Every line from the start of the records through the line with "</template>" is to be written out exactly; pictures are not.

— Start of DATA SUPPLIED —

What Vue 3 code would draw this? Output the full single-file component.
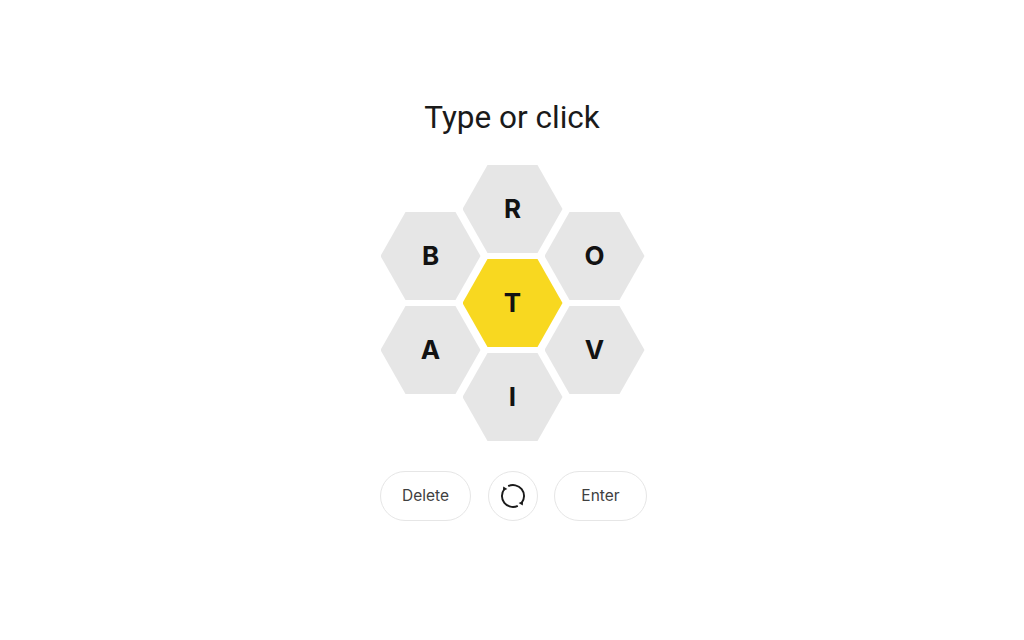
<script setup>
const leftCol = ['B', 'A']
const midCol = ['R', 'T', 'I']
const rightCol = ['O', 'V']
</script>

<template>
  <div class="page">
    <h1 class="prompt">Type or click</h1>

    <div class="hive">
      <div class="hive-col">
        <div v-for="l in leftCol" :key="l" class="cell"><span>{{ l }}</span></div>
      </div>
      <div class="hive-col">
        <div v-for="l in midCol" :key="l" class="cell" :class="{ center: l === 'T' }"><span>{{ l }}</span></div>
      </div>
      <div class="hive-col">
        <div v-for="l in rightCol" :key="l" class="cell"><span>{{ l }}</span></div>
      </div>
    </div>

    <div class="actions">
      <button class="btn delete">Delete</button>
      <button class="btn round" aria-label="Shuffle">
        <svg width="26" height="26" viewBox="0 0 26 26" fill="none">
          <path d="M8.2 3.2A11 11 0 0 1 21.6 20" stroke="#1a1a1a" stroke-width="1.9" />
          <path d="M17.8 22.8A11 11 0 0 1 4.4 6" stroke="#1a1a1a" stroke-width="1.9" />
          <path d="M18.6 20L23 18L22.8 22.6Z" fill="#1a1a1a" />
          <path d="M7.4 6L3 8L3.2 3.4Z" fill="#1a1a1a" />
        </svg>
      </button>
      <button class="btn enter">Enter</button>
    </div>
  </div>
</template>

<style scoped>
.page {
  width: 1024px;
  height: 640px;
  background: #fff;
  display: flex;
  flex-direction: column;
  align-items: center;
  padding-top: 99px;
  box-sizing: border-box;
  font-family: "Liberation Sans", Arial, sans-serif;
}

.prompt {
  margin: 0 0 29px 0;
  height: 37px;
  line-height: 37px;
  font-family: "Roboto", "Liberation Sans", sans-serif;
  font-size: 31.5px;
  font-weight: 400;
  color: #1a1a1a;
}

.hive {
  display: flex;
  align-items: center;
  justify-content: center;
  height: 276px;
  margin-bottom: 30px;
  margin-left: 1px;
}

.hive-col {
  display: flex;
  flex-direction: column;
  gap: 6px;
}

.hive-col + .hive-col {
  margin-left: -18px;
}

.cell {
  width: 100px;
  height: 88px;
  display: flex;
  align-items: center;
  justify-content: center;
  background: #e6e6e6;
  clip-path: polygon(25% 0, 75% 0, 100% 50%, 75% 100%, 25% 100%, 0 50%);
  font-family: "Inter", "Liberation Sans", sans-serif;
  font-size: 26px;
  font-weight: 700;
  color: #121212;
}

.cell span {
  margin-bottom: 2px;
}

.cell.center {
  background: #f8d820;
}

.actions {
  display: flex;
  gap: 16px;
  margin-left: 3px;
}

.btn {
  height: 50px;
  padding: 0 0 2px 0;
  background: #fff;
  border: 1px solid #e6e6e6;
  border-radius: 25px;
  font-family: "Inter", "Liberation Sans", sans-serif;
  font-size: 15.5px;
  color: #404040;
  display: flex;
  align-items: center;
  justify-content: center;
  box-sizing: border-box;
}

.delete {
  width: 91px;
  margin-right: 1px;
}

.enter {
  width: 93px;
}

.round {
  width: 50px;
  padding: 0;
}
</style>
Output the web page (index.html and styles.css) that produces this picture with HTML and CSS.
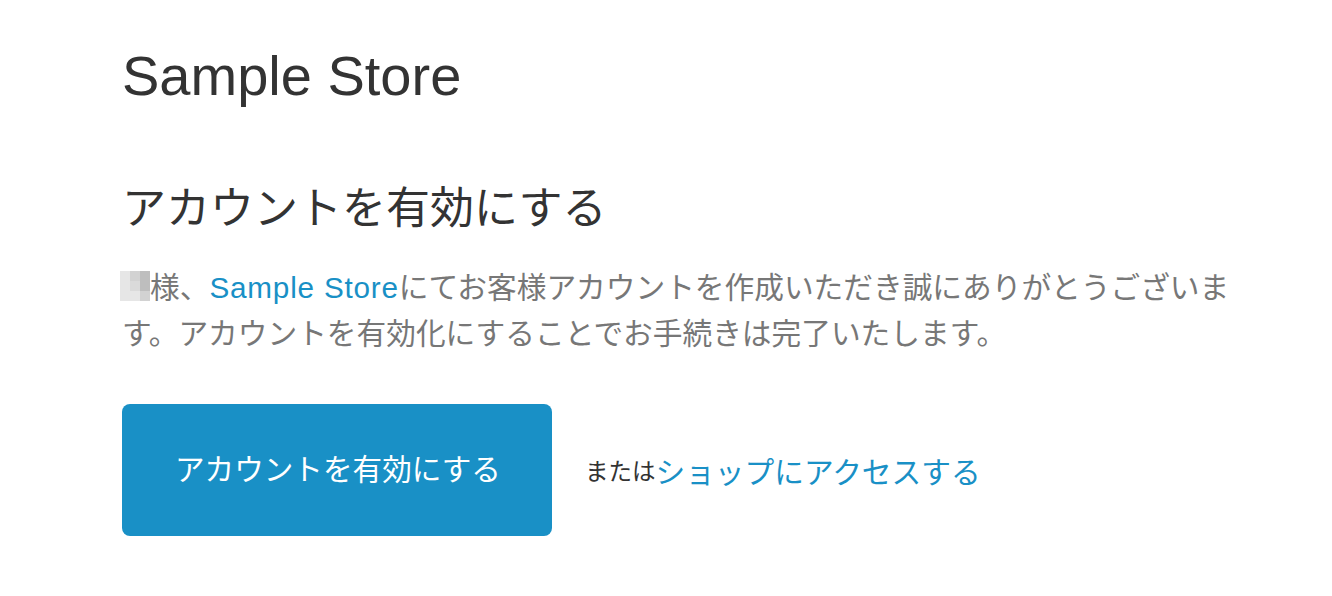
FILE: index.html
```html
<!DOCTYPE html>
<html lang="ja">
<head>
  <meta charset="UTF-8" />
  <meta name="viewport" content="width=device-width, initial-scale=1.0"/>
  <title>アカウントを有効にする</title>
  <link rel="stylesheet" href="styles.css">
</head>
<body>
  <div class="contenedor">
    <h1 class="tienda">Sample Store</h1>
    <h2 class="titulo">アカウントを有効にする</h2>
    <p class="texto"><span class="nombre"><i class="c1"></i><i class="c2"></i><i class="c3"></i><i class="c1"></i><i class="c4"></i><i class="c3"></i><i class="c1"></i><i class="c1"></i><i class="c2"></i></span>様、<a class="enlace" href="#">Sample Store</a>にてお客様アカウントを作成いただき誠にありがとうございます。アカウントを有効化にすることでお手続きは完了いたします。</p>
    <div class="acciones">
      <a class="boton" href="#">アカウントを有効にする</a>
      <span class="o">または</span><a class="enlace enlace-tienda" href="#">ショップにアクセスする</a>
    </div>
  </div>
</body>
</html>
```

FILE: styles.css
```css
body {
  margin: 0;
  background: #ffffff;
  font-family: 'Liberation Sans', 'Noto Sans CJK JP', sans-serif;
  color: #333333;
}

.contenedor {
  width: 1110px;
  padding: 36px 0 0 122px;
}

.tienda {
  margin: 0;
  font-size: 56px;
  font-weight: normal;
  line-height: 80px;
  color: #333333;
}

.titulo {
  margin: 61px 0 0;
  font-size: 44px;
  font-weight: normal;
  line-height: 64px;
  color: #333333;
}

.texto {
  margin: 24px 0 0;
  font-size: 29.7px;
  line-height: 46px;
  color: #777777;
}

.texto .enlace {
  letter-spacing: 0.8px;
}

.nombre {
  display: inline-block;
  width: 30px;
  height: 30px;
  margin-left: -2px;
  overflow: hidden;
  vertical-align: -3px;
}

.nombre i {
  display: block;
  float: left;
  width: 10px;
  height: 10px;
}

.c1 { background: #e6e6e6; }
.c2 { background: #d2d2d2; }
.c3 { background: #bebebe; }
.c4 { background: #dadada; }

.enlace {
  color: #1990c6;
  text-decoration: none;
}

.acciones {
  display: flex;
  align-items: center;
  margin-top: 47px;
}

.boton {
  display: block;
  width: 430px;
  height: 132px;
  box-sizing: border-box;
  padding-left: 53px;
  line-height: 132px;
  background: #1990c6;
  border-radius: 8px;
  color: #ffffff;
  font-size: 29.6px;
  text-decoration: none;
}

.o {
  margin-left: 33px;
  font-size: 23.5px;
  color: #333333;
}

.enlace-tienda {
  font-size: 29.7px;
}
```
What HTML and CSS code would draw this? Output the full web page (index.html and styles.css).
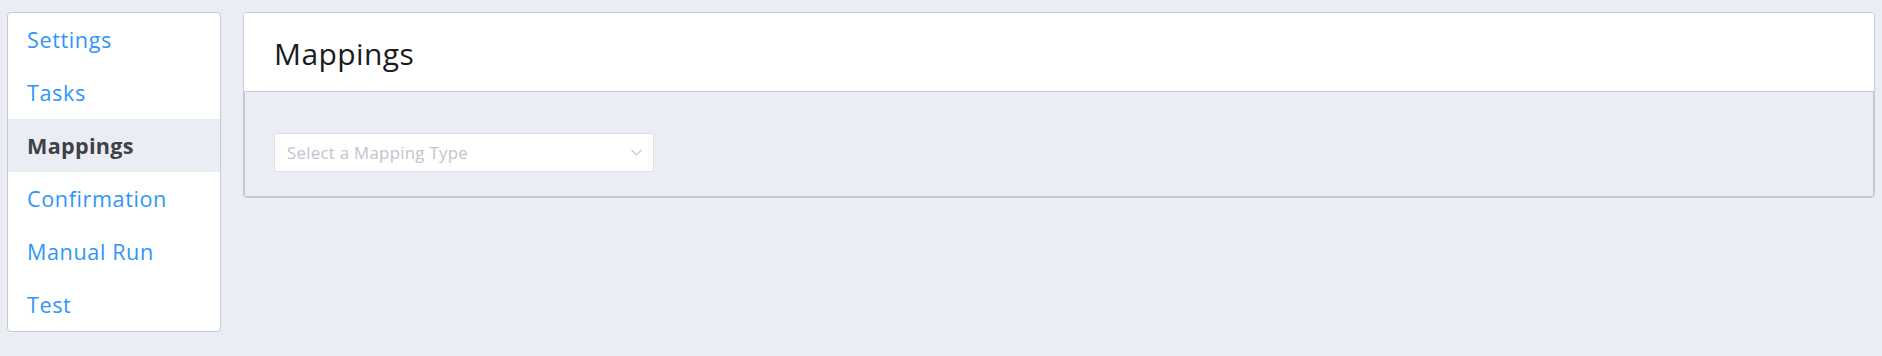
FILE: index.html
```html
<!DOCTYPE html>
<html>
<head>
<meta charset="utf-8">
<link rel="stylesheet" href="styles.css">
</head>
<body>
<div class="layout">
  <nav class="sidebar">
    <a class="nav-item">Settings</a>
    <a class="nav-item">Tasks</a>
    <a class="nav-item active">Mappings</a>
    <a class="nav-item">Confirmation</a>
    <a class="nav-item">Manual Run</a>
    <a class="nav-item">Test</a>
  </nav>
  <section class="card">
    <header class="card-header">
      <h1 class="title">Mappings</h1>
    </header>
    <div class="card-body">
      <div class="select">
        <span class="placeholder">Select a Mapping Type</span>
        <svg class="chevron" width="11" height="7" viewBox="0 0 11 7"><path d="M0.5 0.8 L5.5 5.8 L10.5 0.8" fill="none" stroke="#c0c4cc" stroke-width="1.2"/></svg>
      </div>
    </div>
  </section>
</div>
</body>
</html>
```
FILE: styles.css
```css
html, body {
  margin: 0;
  padding: 0;
  background: #eaedf3;
  font-family: "Open Sans", "Liberation Sans", sans-serif;
}
.layout {
  display: flex;
  align-items: flex-start;
  gap: 22px;
  padding: 12px 7px;
}
.sidebar {
  width: 212px;
  flex: none;
  background: #fff;
  border: 1px solid #c6c9dd;
  border-radius: 4px;
  display: flex;
  flex-direction: column;
  overflow: hidden;
}
.nav-item {
  height: 53px;
  display: flex;
  align-items: center;
  padding-left: 19px;
  font-size: 21.6px;
  letter-spacing: 0.6px;
  color: #2f95fb;
  cursor: pointer;
}
.nav-item.active {
  background: #eaedf3;
  color: #3e4248;
  font-weight: 700;
  letter-spacing: 0.3px;
}
.card {
  flex: 1;
  border: 1px solid #c6c9dd;
  border-radius: 4px;
  overflow: hidden;
  background: #eaedf3;
}
.card-header {
  background: #fff;
  border-bottom: 1px solid #c6c9dd;
  padding: 21px 30px 17px;
}
.title {
  margin: 0;
  font-size: 30px;
  line-height: 40px;
  font-weight: 400;
  color: #1b1b1f;
  letter-spacing: 0.4px;
}
.card-body {
  border-left: 1px solid #c3c6da;
  border-right: 1px solid #c3c6da;
  border-bottom: 1px solid #c3c6da;
  padding: 41px 29px 24px;
}
.select {
  width: 378px;
  height: 37px;
  background: #fff;
  border: 1px solid #dcdfe6;
  border-radius: 2px;
  display: flex;
  align-items: center;
  justify-content: space-between;
  padding: 0 11px 0 12px;
  box-sizing: content-box;
  width: 355px;
}
.placeholder {
  font-size: 16.8px;
  color: #c0c4cc;
  letter-spacing: 0.3px;
}
.chevron {
  display: block;
}
```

— End of DATA SUPPLIED —

WORKED SOLUTION
What Vue 3 code would draw this? Output the full single-file component.
<script setup>
const leftCol = ['B', 'A']
const midCol = ['R', 'T', 'I']
const rightCol = ['O', 'V']
</script>

<template>
  <div class="page">
    <h1 class="prompt">Type or click</h1>

    <div class="hive">
      <div class="hive-col">
        <div v-for="l in leftCol" :key="l" class="cell"><span>{{ l }}</span></div>
      </div>
      <div class="hive-col">
        <div v-for="l in midCol" :key="l" class="cell" :class="{ center: l === 'T' }"><span>{{ l }}</span></div>
      </div>
      <div class="hive-col">
        <div v-for="l in rightCol" :key="l" class="cell"><span>{{ l }}</span></div>
      </div>
    </div>

    <div class="actions">
      <button class="btn delete">Delete</button>
      <button class="btn round" aria-label="Shuffle">
        <svg width="26" height="26" viewBox="0 0 26 26" fill="none">
          <path d="M8.2 3.2A11 11 0 0 1 21.6 20" stroke="#1a1a1a" stroke-width="1.9" />
          <path d="M17.8 22.8A11 11 0 0 1 4.4 6" stroke="#1a1a1a" stroke-width="1.9" />
          <path d="M18.6 20L23 18L22.8 22.6Z" fill="#1a1a1a" />
          <path d="M7.4 6L3 8L3.2 3.4Z" fill="#1a1a1a" />
        </svg>
      </button>
      <button class="btn enter">Enter</button>
    </div>
  </div>
</template>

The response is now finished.